__Your task__. List the lines of this listing that hold the word "components".

-------- Information supplied

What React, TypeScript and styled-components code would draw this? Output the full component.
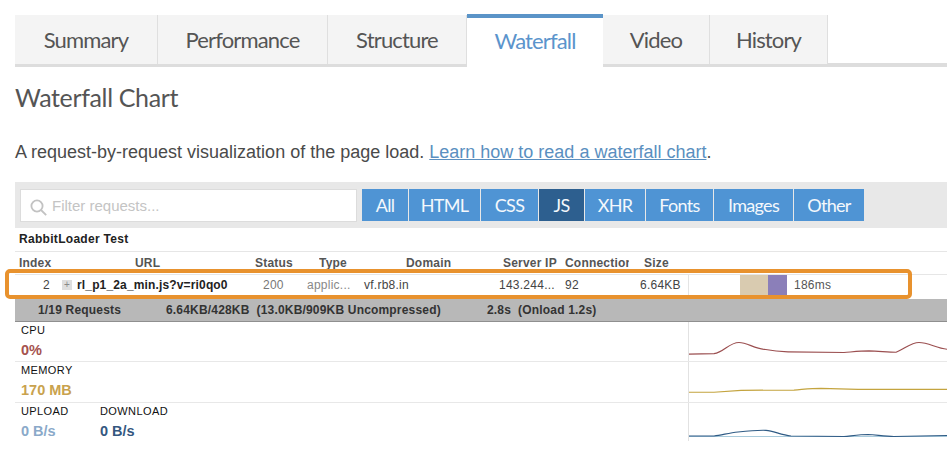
import React from "react";
import styled, { createGlobalStyle } from "styled-components";

const Global = createGlobalStyle`
  html, body { margin: 0; padding: 0; background: #fff; }
  body { font-family: "Liberation Sans", Arial, sans-serif; width: 947px; height: 464px; overflow: hidden; }
`;

const Page = styled.div`
  position: relative;
  width: 947px;
  height: 464px;
  padding: 14px 0 0 15px;
  box-sizing: border-box;
  overflow: hidden;
`;

const TabBar = styled.div`
  display: flex;
  height: 53px;
  border-bottom: 4px solid #dddddd;
  box-sizing: border-box;
`;

const Tab = styled.div<{ $w: number; $active?: boolean }>`
  width: ${(p) => p.$w}px;
  box-sizing: border-box;
  height: ${(p) => (p.$active ? 53 : 49)}px;
  margin-top: ${(p) => (p.$active ? 0 : 1)}px;
  padding-bottom: ${(p) => (p.$active ? 5 : 1)}px;
  display: flex;
  align-items: center;
  justify-content: center;
  font-family: Lato, sans-serif;
  font-size: 22px;
  letter-spacing: -0.85px;
  color: ${(p) => (p.$active ? "#5b94cc" : "#555555")};
  background: ${(p) => (p.$active ? "#ffffff" : "#f4f4f4")};
  border-top: ${(p) => (p.$active ? "4px solid #5b94c8" : "none")};
  border-right: ${(p) => (p.$active ? "none" : "1px solid #dfdfdf")};
  position: relative;
  z-index: ${(p) => (p.$active ? 1 : 0)};
`;

const Title = styled.h2`
  margin: 13px 0 0 0;
  font-family: Lato, sans-serif;
  font-weight: 400;
  font-size: 25px;
  line-height: 34px;
  letter-spacing: -0.35px;
  color: #555555;
`;

const Intro = styled.p`
  margin: 26px 0 0 0;
  font-size: 18px;
  line-height: 24px;
  color: #4a4a4a;
`;

const IntroLink = styled.a`
  color: #5a8fc0;
  text-decoration: underline;
`;

const FilterBar = styled.div`
  margin-top: 18px;
  height: 46px;
  background: #e8e8e8;
  display: flex;
  align-items: center;
  padding-left: 5px;
  box-sizing: border-box;
`;

const SearchBox = styled.div`
  width: 337px;
  height: 33px;
  background: #fff;
  border: 1px solid #dcdcdc;
  box-sizing: border-box;
  display: flex;
  align-items: center;
  padding-left: 9px;
  gap: 5px;
  margin-right: 5px;
`;

const SearchIcon = styled.svg`
  margin-top: 4px;
  flex: none;
`;

const SearchHint = styled.span`
  font-size: 15px;
  color: #c4c4c4;
`;

const Filters = styled.div`
  display: flex;
  gap: 1px;
`;

const FilterBtn = styled.div<{ $w: number; $on?: boolean }>`
  width: ${(p) => p.$w}px;
  height: 32px;
  display: flex;
  align-items: center;
  justify-content: center;
  background: ${(p) => (p.$on ? "#2d5f8f" : "#4f94d4")};
  color: #f4f8fc;
  font-family: Lato, sans-serif;
  font-size: 18px;
  letter-spacing: -0.7px;
`;

const TestName = styled.div`
  height: 23px;
  line-height: 22px;
  padding-left: 4px;
  font-size: 12px;
  font-weight: 700;
  letter-spacing: 0.3px;
  color: #222;
`;

const HeadRow = styled.div`
  display: flex;
  height: 24px;
  box-sizing: border-box;
  padding-bottom: 1px;
  align-items: center;
  border-top: 1px solid #e6e6e6;
  border-bottom: 1px solid #e6e6e6;
  font-size: 12px;
  font-weight: 700;
  letter-spacing: 0.2px;
  color: #555;
`;

const HeadCell = styled.div<{ $w: number; $pad?: number }>`
  width: ${(p) => p.$w}px;
  padding-left: ${(p) => p.$pad ?? 0}px;
  box-sizing: border-box;
  white-space: nowrap;
  overflow: hidden;
  flex: none;
`;

const DataRow = styled.div`
  display: flex;
  height: 24px;
  box-sizing: border-box;
  padding-bottom: 4px;
  align-items: center;
  font-size: 12px;
  letter-spacing: 0.25px;
  color: #444;
`;

const Cell = styled.div<{ $w: number; $right?: boolean; $tone?: string; $bold?: boolean }>`
  width: ${(p) => p.$w}px;
  flex: none;
  box-sizing: border-box;
  white-space: nowrap;
  text-align: ${(p) => (p.$right ? "right" : "left")};
  color: ${(p) => p.$tone ?? "inherit"};
  font-weight: ${(p) => (p.$bold ? 700 : 400)};
  letter-spacing: ${(p) => (p.$bold ? "0.15px" : "inherit")};
`;

const Toggle = styled.span`
  width: 10px;
  height: 10px;
  margin: 0 5px 0 12px;
  flex: none;
  background: #dedede;
  color: #888;
  font-size: 10px;
  line-height: 10px;
  text-align: center;
  letter-spacing: 0;
`;

const Timeline = styled.div`
  align-self: stretch;
  flex: 1;
  display: flex;
  align-items: center;
  border-left: 1px solid #e4e4e4;
  padding-left: 51px;
`;

const Bar = styled.div<{ $w: number; $c: string }>`
  width: ${(p) => p.$w}px;
  height: 20px;
  background: ${(p) => p.$c};
`;

const BarTime = styled.span`
  margin-left: 7px;
  color: #555;
`;

const SummaryBar = styled.div`
  height: 23px;
  background: #b8b8b8;
  border-bottom: 1px solid #8f8f8f;
  box-sizing: border-box;
  display: flex;
  align-items: center;
  font-size: 12px;
  font-weight: 700;
  letter-spacing: 0.18px;
  color: #333;
`;

const SummaryPart = styled.span<{ $w: number; $pad?: number }>`
  width: ${(p) => p.$w}px;
  padding-left: ${(p) => p.$pad ?? 0}px;
  box-sizing: border-box;
  white-space: nowrap;
  flex: none;
`;

const MetricRow = styled.div<{ $h: number; $line?: boolean }>`
  display: flex;
  height: ${(p) => p.$h}px;
  box-sizing: border-box;
  border-bottom: ${(p) => (p.$line ? "1px solid #e8e8e8" : "none")};
`;

const MetricInfo = styled.div`
  width: 673px;
  flex: none;
  display: flex;
  padding: 2px 0 0 6px;
  box-sizing: border-box;
`;

const Metric = styled.div<{ $w?: number }>`
  width: ${(p) => (p.$w ? `${p.$w}px` : "auto")};
`;

const MetricLabel = styled.div`
  font-size: 11px;
  line-height: 13px;
  letter-spacing: 0.4px;
  color: #111;
`;

const MetricValue = styled.div<{ $c: string }>`
  margin-top: 3px;
  font-size: 14.5px;
  line-height: 20px;
  font-weight: 700;
  color: ${(p) => p.$c};
`;

const Chart = styled.svg`
  display: block;
  flex: none;
  width: 259px;
  height: 100%;
  border-left: 1px solid #e2e2e2;
`;

const Highlight = styled.div`
  position: absolute;
  left: 5px;
  top: 269px;
  width: 907px;
  height: 30px;
  border: 4px solid #e8922e;
  border-radius: 5px;
  box-sizing: border-box;
  pointer-events: none;
`;

const tabs = [
  { n: "Summary", w: 143 },
  { n: "Performance", w: 170 },
  { n: "Structure", w: 139 },
  { n: "Waterfall", w: 136, a: true },
  { n: "Video", w: 107 },
  { n: "History", w: 118 },
];

const filters = [
  { n: "All", w: 46 },
  { n: "HTML", w: 71 },
  { n: "CSS", w: 57 },
  { n: "JS", w: 45, on: true },
  { n: "XHR", w: 60 },
  { n: "Fonts", w: 67 },
  { n: "Images", w: 79 },
  { n: "Other", w: 70 },
];

const heads = [
  { n: "Index", w: 120, p: 4 },
  { n: "URL", w: 120 },
  { n: "Status", w: 64 },
  { n: "Type", w: 87 },
  { n: "Domain", w: 97 },
  { n: "Server IP", w: 62 },
  { n: "Connection", w: 64 },
  { n: "Size", w: 55, p: 15 },
];

export default function App() {
  return (
    <Page>
      <Global />
      <TabBar>
        {tabs.map((t) => (
          <Tab key={t.n} $w={t.w} $active={t.a}>
            {t.n}
          </Tab>
        ))}
      </TabBar>
      <Title>Waterfall Chart</Title>
      <Intro>
        A request-by-request visualization of the page load.{" "}
        <IntroLink>Learn how to read a waterfall chart</IntroLink>.
      </Intro>
      <FilterBar>
        <SearchBox>
          <SearchIcon width="17" height="17" viewBox="0 0 17 17" fill="none" stroke="#c2c2c2" strokeWidth="1.8">
            <circle cx="7" cy="7" r="5.6" />
            <path d="M11 11l5.2 5.2" />
          </SearchIcon>
          <SearchHint>Filter requests...</SearchHint>
        </SearchBox>
        <Filters>
          {filters.map((f) => (
            <FilterBtn key={f.n} $w={f.w} $on={f.on}>
              {f.n}
            </FilterBtn>
          ))}
        </Filters>
      </FilterBar>
      <TestName>RabbitLoader Test</TestName>
      <HeadRow>
        {heads.map((h) => (
          <HeadCell key={h.n} $w={h.w} $pad={h.p}>
            {h.n}
          </HeadCell>
        ))}
      </HeadRow>
      <DataRow>
        <Cell $w={35} $right>2</Cell>
        <Toggle>+</Toggle>
        <Cell $w={186} $bold $tone="#222">rl_p1_2a_min.js?v=ri0qo0</Cell>
        <Cell $w={44} $tone="#777">200</Cell>
        <Cell $w={57} $tone="#888">applic...</Cell>
        <Cell $w={135}>vf.rb8.in</Cell>
        <Cell $w={66}>143.244...</Cell>
        <Cell $w={75}>92</Cell>
        <Cell $w={48}>6.64KB</Cell>
        <Timeline>
          <Bar $w={28} $c="#d9cbb0" />
          <Bar $w={19} $c="#8b7fb9" />
          <BarTime>186ms</BarTime>
        </Timeline>
      </DataRow>
      <SummaryBar>
        <SummaryPart $w={151} $pad={23}>1/19 Requests</SummaryPart>
        <SummaryPart $w={321}>6.64KB/428KB&nbsp; (13.0KB/909KB Uncompressed)</SummaryPart>
        <SummaryPart $w={200}>2.8s&nbsp; (Onload 1.2s)</SummaryPart>
      </SummaryBar>
      <MetricRow $h={40} $line>
        <MetricInfo>
          <Metric>
            <MetricLabel>CPU</MetricLabel>
            <MetricValue $c="#a5524e">0%</MetricValue>
          </Metric>
        </MetricInfo>
        <Chart viewBox="0 0 259 40" preserveAspectRatio="none" fill="none">
          <path
            d="M0 33 L25 32.5 C35 31 40 21 50 21 C58 21 65 27 75 28 C85 30 90 30.5 99 30.7 L155 31.3 C165 30.5 172 29.7 180 29.7 C190 30 200 31 207 31 C215 28 222 21 230 21 C240 21 248 27.5 259 28"
            stroke="#9b4f50"
            strokeWidth="1.2"
          />
        </Chart>
      </MetricRow>
      <MetricRow $h={41} $line>
        <MetricInfo>
          <Metric>
            <MetricLabel>MEMORY</MetricLabel>
            <MetricValue $c="#c9a24e">170 MB</MetricValue>
          </Metric>
        </MetricInfo>
        <Chart viewBox="0 0 259 41" preserveAspectRatio="none" fill="none">
          <path d="M0 31 L25 31 L52 29 L105 28.8 C115 28 122 27 132 27 L169 28 L259 28" stroke="#c4a43f" strokeWidth="1.2" />
        </Chart>
      </MetricRow>
      <MetricRow $h={38}>
        <MetricInfo>
          <Metric $w={79}>
            <MetricLabel>UPLOAD</MetricLabel>
            <MetricValue $c="#8aa9c9">0 B/s</MetricValue>
          </Metric>
          <Metric>
            <MetricLabel>DOWNLOAD</MetricLabel>
            <MetricValue $c="#34577f">0 B/s</MetricValue>
          </Metric>
        </MetricInfo>
        <Chart viewBox="0 0 259 38" preserveAspectRatio="none" fill="none">
          <path d="M0 33.5 L259 33.5" stroke="#a9cbdc" strokeWidth="1.2" />
          <path
            d="M0 33 L25 33 C33 32 40 30 49 29 C58 28 68 27 77 27.3 C85 28 92 32 102 33 L155 33.5 C165 32.5 172 31.5 179 31.5 C188 32 196 33.5 205 33.5 L259 32.5"
            stroke="#2f5b85"
            strokeWidth="1.2"
          />
        </Chart>
      </MetricRow>
      <Highlight />
    </Page>
  );
}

----------------

__Result for this exercise__.
What React, TypeScript and styled-components code would draw this? Output the full component.
import styled, { createGlobalStyle } from "styled-components";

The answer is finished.